Trieste. Masegni rimossi, polemica sul loro destino
Chi l’ha visto? Ripensando ai pochi precedenti noti (le lastre originarie di piazza Unità finite a “La Subida” di Cormons perché lo consentiva il contratto fra Comune e impresa, o altre, ancora, ritrovate in qualche villetta del Carso) una setacciata in diretta tv nazionale potrebbe servire anche per il masegno storico. Quello che, ai tempi che furono, tappezzava ogni piazza e strada. E che, ai giorni nostri, riaffiora a “spottini”, al taglio del nastro di uno spazio pubblico riqualificato. Un patrimonio collettivo che in questi vent’anni o quasi di Seconda Repubblica (gli anni dei sindaci del “fare”, unti dal popolo) è stato levato da sotto l’asfalto, là dove si sistemava una piazza appunto. Per essere poi in parte fatto riemergere, ricollocato, e in parte fatto sparire, deportato.
Deportato sì, ma dove? Ufficialmente nei due magazzini comunali di via Alpi Giulie, sopra Altura, e di Giarizzole, nei pressi dell’ex inceneritore. Eppure, fuor d’ufficialità, ora che si torna a parlare di un progetto teso a riportare uno scorcio agli antichi splendori (leggi Ponterosso) riaffiorano dubbi e polemiche sulla reale destinazione di quei “pezzi” pregiati. A cavalcare gli uni e le altre è Bruno Cavicchioli, anima del Cosapu, il Comitato per la salvaguardia del patrimonio urbano di Trieste, impegnato fin dal secondo Illy (quello del rifacimento di piazza Unità) a difendere i masegni nell’ottica di un loro puntuale riutilizzo.
Cavicchioli, in effetti, ricorda di essere stato ricevuto in Comune a giugno dagli assessori a urbanistica e strade Elena Marchigiani e a demanio e lavori pubblici Andrea Dapretto, spalleggiato dai rappresentanti di Italia Nostra e di altri comitati. Tema dell’incontro: «L’eterno tema - come lo chiama lui - della tutela e del ripristino dei masegni nel corso dei lavori pubblici interessanti i lastricati storici della città». Alla prima “visita” a palazzo si è aggiunta una seconda: un’audizione nella Quarta commissione del Consiglio comunale, competente proprio sui lavori pubblici.

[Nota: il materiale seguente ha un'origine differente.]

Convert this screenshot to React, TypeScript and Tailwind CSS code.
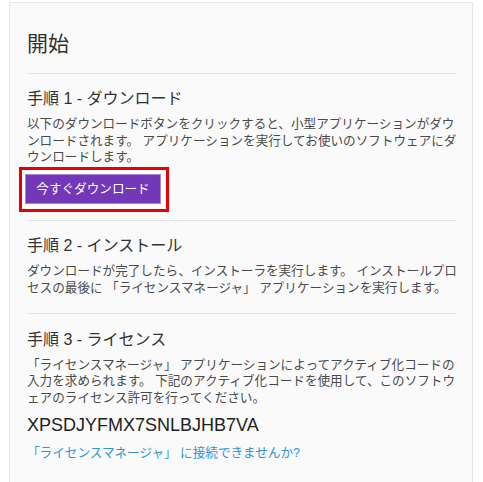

Risultato del doppio appuntamento: del tutto insufficiente, o meglio «pari allo zero», per Cavicchioli, che in un documento inviato a fine giugno anche a Roberto Cosolini, al direttore regionale dei Beni culturali Giangiacomo Martines e alla Corte dei conti lamenta che «i signori assessori, i quarti conosciuti nei tredici anni della nostra lotta all’insensata distruzione di un bene storico unico, hanno ripetuto lo stesso ritornello, per cui osiamo supporre che la farina provenga dal sacco dei tecnici comunali». «Ritornello» che parla, fra le altre cose, di «costi di ricollocamento alti» e di «pericolo per le carrozzine e i tacchi delle signore».
«Dicono in forma ufficiale - incalza a voce Cavicchioli - che i depositi sono pieni, mentre poi qualche dirigente fa capire che in particolare quello di via Alpi Giulie, il più grande, è vuoto. Il 15 giugno abbiamo chiesto, nero su bianco, di poter accedere ai magazzini. Siamo ancora in attesa». L’amministrazione cittadina, intanto, resta sul vago. Risposte precise a domande precise necessitano evidentemente di tempo, nella grande macchina Comune. Una pietra sopra le pietre cerca di metterla, nel pomeriggio di ieri, un comunicato ufficiale: «Il Comune da tempo si adopera per la conservazione e valorizzazione delle antiche pavimentazioni in masegno, tenendo conto anche delle disponibilità economiche, della possibilità reale di recupero e dei contesti in cui si opera. Si tiene dunque a ribadire che in alcun modo il materiale lapideo viene ceduto alle imprese a qualsiasi titolo». È l’illazione sulla punta della lingua di chi contesta.